Standard General L.P.
- Company type: Hedge fund
- Founded: 2007; 19 years ago
- Headquarters: New York City, US
- Key people: Soo Kim
- Website: standardgenerallp.com

= Standard General =

American hedge fund

Standard General L.P. is an American hedge fund headquartered in New York City. It was founded in 2007 by Soohyung "Soo" Kim and Nicholas Singer with seed capital from Reservoir Capital Group. Since 2013, Soo Kim has been the Managing Partner and Chief Investment Officer.
Kim was named "American Executive of the Year" at the 2021 Global Gaming Awards.

Standard General L. P. is controlled by Standard General Management LLC which is controlled by Acme Amalgamated Holdings, LLC, which is ultimately controlled by Soohyung Kim.

Standard General was active in managing the bankruptcies of Aliante Casino and Hotel, American Apparel, Greektown, RadioShack and Young Broadcasting.

As reported in the 2019 10K, Standard General L.P. is the largest shareholder of Bally's Corporation, and as of December 2025, the company was considered as a potential buyer of Warner Bros Discovery's cable and linear network assets.

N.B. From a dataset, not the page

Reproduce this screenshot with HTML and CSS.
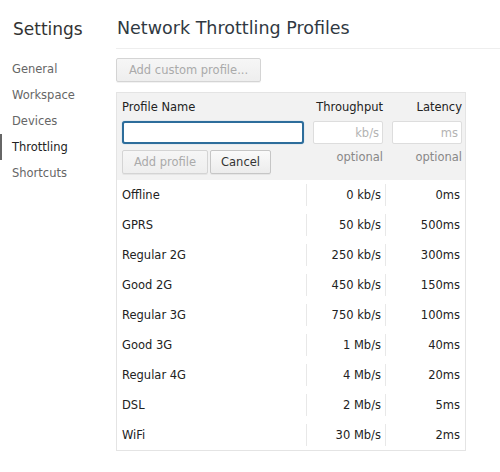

== Investment strategies ==
Standard General pursues a single strategy of opportunistic investing primarily in levered U.S. middle-market companies. The firm has the ability to invest across the capital structure but is better known for specializing in distressed debt. Since 2007, it has invested in both publicly traded and private entities and is known for making several control investments.

== Bally's ==
Standard General L.P. is the largest shareholder of Bally's Corporation, formerly known as Twin River Worldwide Holdings. Soo Kim, Standard General's managing partner had been an independent director of the company since 2016 and was elected chairman of the board of directors in late 2019. Kim oversaw a major expansion of its operations, including a reverse merger with Dover Downs Gaming & Entertainment to take Twin River public, and various casino acquisitions in 2020. It also acquired rights to the Bally's brand from Caesars Entertainment and adopted it as its corporate name, with an intent to unify all of its properties under the brand. The company also made moves to expand its focus on sports betting, including acquisitions in the field, and a partnership with Sinclair Broadcast Group and Entertainment Studios to rebrand its regional sports networks under the Bally name as part of a promotion and content agreement.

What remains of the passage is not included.